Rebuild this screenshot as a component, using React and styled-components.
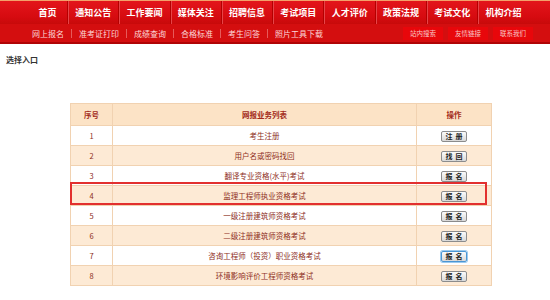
import React from 'react';
import styled, { createGlobalStyle } from 'styled-components';

const Global = createGlobalStyle`
  *, *::before, *::after { box-sizing: border-box; }
  html, body { margin: 0; padding: 0; background: #fff; }
  body { font-family: "Noto Sans CJK SC", "Noto Sans", sans-serif; }
`;

const Page = styled.div`
  width: 550px;
  height: 300px;
  overflow: hidden;
`;

const TopNav = styled.nav`
  height: 24px;
  border-top: 1px solid #f3a06a;
  background: linear-gradient(#e3151b, #d60b10 70%, #c70a0a);
  display: flex;
  align-items: stretch;
  padding-left: 28px;
`;

const NavItem = styled.a`
  width: ${p => p.$w || 51.3}px;
  flex: none;
  display: flex;
  align-items: center;
  justify-content: center;
  color: #fff;
  font-size: 9px;
  font-weight: bold;
  text-decoration: none;
  & + & {
    border-left: 1px solid #b40000;
    box-shadow: inset 1px 0 0 #e64448;
  }
`;

const SubNav = styled.div`
  height: 20px;
  background: #d40e0f;
  border-bottom: 2px solid #b00405;
  display: flex;
  align-items: center;
  padding: 0 17px 0 25px;
`;

const SubItem = styled.a`
  font-size: 8px;
  line-height: 9px;
  color: #fcd8d8;
  padding: 0 7px;
  text-decoration: none;
  & + & { border-left: 1px solid #e65a5a; }
`;

const QuickLinks = styled.div`
  margin-left: auto;
  display: flex;
  gap: 5px;
`;

const QuickLink = styled.a`
  width: 40px;
  height: 13px;
  background: #e8070b;
  color: #f8c6c6;
  font-size: 6.5px;
  display: flex;
  align-items: center;
  justify-content: center;
  text-decoration: none;
`;

const Title = styled.h2`
  margin: 0;
  padding: 11px 0 0 6px;
  font-size: 8px;
  line-height: 10px;
  font-weight: bold;
  color: #333;
`;

const TableWrap = styled.div`
  position: relative;
  width: 421px;
  margin: 38px 0 0 70px;
`;

const Table = styled.table`
  width: 421px;
  border-collapse: collapse;
  border: 1px solid #f1d2b1;
  table-layout: fixed;
`;

const Th = styled.th`
  height: 22px;
  padding: 0;
  background: #fce3c6;
  color: #a22a1a;
  font-size: 7.5px;
  font-weight: bold;
  text-align: center;
  border: 1px solid #f1d2b1;
`;

const Row = styled.tr`
  background: ${p => (p.$alt ? '#fdead5' : '#fff')};
`;

const Td = styled.td`
  height: 20px;
  padding: 0;
  color: #8d2e1c;
  font-size: 7.5px;
  text-align: center;
  border: 1px solid #f1d2b1;
`;

const ActionButton = styled.button`
  width: 26px;
  height: 11px;
  padding: 0 0 0 3px;
  font-family: inherit;
  font-size: 7px;
  line-height: 9px;
  font-weight: bold;
  letter-spacing: 3px;
  color: #222;
  border: 1px solid ${p => (p.$focus ? '#4a96d4' : '#8c8c8c')};
  border-radius: 2px;
  background: linear-gradient(#fbfbfb, #d9d9d9);
  box-shadow: ${p => (p.$focus ? '0 0 0 1px #9ccaee' : 'none')};
  vertical-align: middle;
`;

const Highlight = styled.div`
  position: absolute;
  left: 0;
  top: 79px;
  width: 417px;
  height: 23px;
  border: 2px solid #e2302f;
  pointer-events: none;
`;

const navItems = ['首页', '通知公告', '工作要闻', '媒体关注', '招聘信息', '考试项目', '人才评价', '政策法规', '考试文化', '机构介绍'];
const subItems = ['网上报名', '准考证打印', '成绩查询', '合格标准', '考生问答', '照片工具下载'];
const quick = ['站内搜索', '友情链接', '联系我们'];

const rows = [
  ['1', '考生注册', '注册'],
  ['2', '用户名或密码找回', '找回'],
  ['3', '翻译专业资格(水平)考试', '报名'],
  ['4', '监理工程师执业资格考试', '报名'],
  ['5', '一级注册建筑师资格考试', '报名'],
  ['6', '二级注册建筑师资格考试', '报名'],
  ['7', '咨询工程师（投资）职业资格考试', '报名'],
  ['8', '环境影响评价工程师资格考试', '报名'],
];

export default function App() {
  return (
    <Page>
      <Global />
      <TopNav>
        {navItems.map((n, i) => (
          <NavItem key={n} $w={i === 0 ? 39 : undefined}>{n}</NavItem>
        ))}
      </TopNav>
      <SubNav>
        {subItems.map(s => <SubItem key={s}>{s}</SubItem>)}
        <QuickLinks>
          {quick.map(q => <QuickLink key={q}>{q}</QuickLink>)}
        </QuickLinks>
      </SubNav>
      <Title>选择入口</Title>
      <TableWrap>
        <Table>
          <colgroup>
            <col style={{ width: 42 }} />
            <col style={{ width: 304 }} />
            <col style={{ width: 75 }} />
          </colgroup>
          <thead>
            <tr>
              <Th>序号</Th>
              <Th>网报业务列表</Th>
              <Th>操作</Th>
            </tr>
          </thead>
          <tbody>
            {rows.map(([no, name, act], i) => (
              <Row key={no} $alt={i % 2 === 1}>
                <Td>{no}</Td>
                <Td>{name}</Td>
                <Td><ActionButton $focus={no === '7'}>{act}</ActionButton></Td>
              </Row>
            ))}
          </tbody>
        </Table>
        <Highlight />
      </TableWrap>
    </Page>
  );
}
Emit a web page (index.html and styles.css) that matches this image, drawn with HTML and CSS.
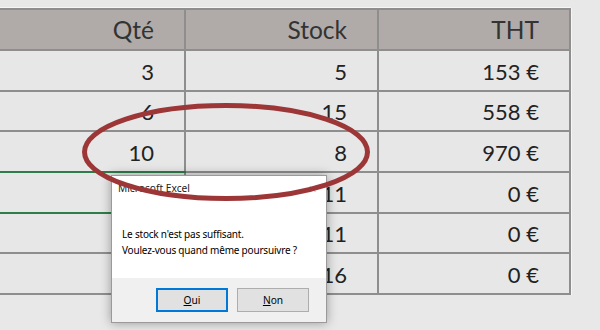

+ + +

What is required:
Pictures are excluded; copy every other part of the records exactly.

Result of the task:
Rebuild this screenshot as a component, using React and styled-components.
import React from 'react';
import styled, { createGlobalStyle } from 'styled-components';

const Global = createGlobalStyle`
  *, *::before, *::after { box-sizing: border-box; }
  html, body { margin: 0; padding: 0; background: #fff; }
  body { font-family: "Noto Sans CJK SC", "Noto Sans", sans-serif; }
`;

const Page = styled.div`
  width: 550px;
  height: 300px;
  overflow: hidden;
`;

const TopNav = styled.nav`
  height: 24px;
  border-top: 1px solid #f3a06a;
  background: linear-gradient(#e3151b, #d60b10 70%, #c70a0a);
  display: flex;
  align-items: stretch;
  padding-left: 28px;
`;

const NavItem = styled.a`
  width: ${p => p.$w || 51.3}px;
  flex: none;
  display: flex;
  align-items: center;
  justify-content: center;
  color: #fff;
  font-size: 9px;
  font-weight: bold;
  text-decoration: none;
  & + & {
    border-left: 1px solid #b40000;
    box-shadow: inset 1px 0 0 #e64448;
  }
`;

const SubNav = styled.div`
  height: 20px;
  background: #d40e0f;
  border-bottom: 2px solid #b00405;
  display: flex;
  align-items: center;
  padding: 0 17px 0 25px;
`;

const SubItem = styled.a`
  font-size: 8px;
  line-height: 9px;
  color: #fcd8d8;
  padding: 0 7px;
  text-decoration: none;
  & + & { border-left: 1px solid #e65a5a; }
`;

const QuickLinks = styled.div`
  margin-left: auto;
  display: flex;
  gap: 5px;
`;

const QuickLink = styled.a`
  width: 40px;
  height: 13px;
  background: #e8070b;
  color: #f8c6c6;
  font-size: 6.5px;
  display: flex;
  align-items: center;
  justify-content: center;
  text-decoration: none;
`;

const Title = styled.h2`
  margin: 0;
  padding: 11px 0 0 6px;
  font-size: 8px;
  line-height: 10px;
  font-weight: bold;
  color: #333;
`;

const TableWrap = styled.div`
  position: relative;
  width: 421px;
  margin: 38px 0 0 70px;
`;

const Table = styled.table`
  width: 421px;
  border-collapse: collapse;
  border: 1px solid #f1d2b1;
  table-layout: fixed;
`;

const Th = styled.th`
  height: 22px;
  padding: 0;
  background: #fce3c6;
  color: #a22a1a;
  font-size: 7.5px;
  font-weight: bold;
  text-align: center;
  border: 1px solid #f1d2b1;
`;

const Row = styled.tr`
  background: ${p => (p.$alt ? '#fdead5' : '#fff')};
`;

const Td = styled.td`
  height: 20px;
  padding: 0;
  color: #8d2e1c;
  font-size: 7.5px;
  text-align: center;
  border: 1px solid #f1d2b1;
`;

const ActionButton = styled.button`
  width: 26px;
  height: 11px;
  padding: 0 0 0 3px;
  font-family: inherit;
  font-size: 7px;
  line-height: 9px;
  font-weight: bold;
  letter-spacing: 3px;
  color: #222;
  border: 1px solid ${p => (p.$focus ? '#4a96d4' : '#8c8c8c')};
  border-radius: 2px;
  background: linear-gradient(#fbfbfb, #d9d9d9);
  box-shadow: ${p => (p.$focus ? '0 0 0 1px #9ccaee' : 'none')};
  vertical-align: middle;
`;

const Highlight = styled.div`
  position: absolute;
  left: 0;
  top: 79px;
  width: 417px;
  height: 23px;
  border: 2px solid #e2302f;
  pointer-events: none;
`;

const navItems = ['首页', '通知公告', '工作要闻', '媒体关注', '招聘信息', '考试项目', '人才评价', '政策法规', '考试文化', '机构介绍'];
const subItems = ['网上报名', '准考证打印', '成绩查询', '合格标准', '考生问答', '照片工具下载'];
const quick = ['站内搜索', '友情链接', '联系我们'];

const rows = [
  ['1', '考生注册', '注册'],
  ['2', '用户名或密码找回', '找回'],
  ['3', '翻译专业资格(水平)考试', '报名'],
  ['4', '监理工程师执业资格考试', '报名'],
  ['5', '一级注册建筑师资格考试', '报名'],
  ['6', '二级注册建筑师资格考试', '报名'],
  ['7', '咨询工程师（投资）职业资格考试', '报名'],
  ['8', '环境影响评价工程师资格考试', '报名'],
];

export default function App() {
  return (
    <Page>
      <Global />
      <TopNav>
        {navItems.map((n, i) => (
          <NavItem key={n} $w={i === 0 ? 39 : undefined}>{n}</NavItem>
        ))}
      </TopNav>
      <SubNav>
        {subItems.map(s => <SubItem key={s}>{s}</SubItem>)}
        <QuickLinks>
          {quick.map(q => <QuickLink key={q}>{q}</QuickLink>)}
        </QuickLinks>
      </SubNav>
      <Title>选择入口</Title>
      <TableWrap>
        <Table>
          <colgroup>
            <col style={{ width: 42 }} />
            <col style={{ width: 304 }} />
            <col style={{ width: 75 }} />
          </colgroup>
          <thead>
            <tr>
              <Th>序号</Th>
              <Th>网报业务列表</Th>
              <Th>操作</Th>
            </tr>
          </thead>
          <tbody>
            {rows.map(([no, name, act], i) => (
              <Row key={no} $alt={i % 2 === 1}>
                <Td>{no}</Td>
                <Td>{name}</Td>
                <Td><ActionButton $focus={no === '7'}>{act}</ActionButton></Td>
              </Row>
            ))}
          </tbody>
        </Table>
        <Highlight />
      </TableWrap>
    </Page>
  );
}
Emit a web page (index.html and styles.css) that matches this image, drawn with HTML and CSS.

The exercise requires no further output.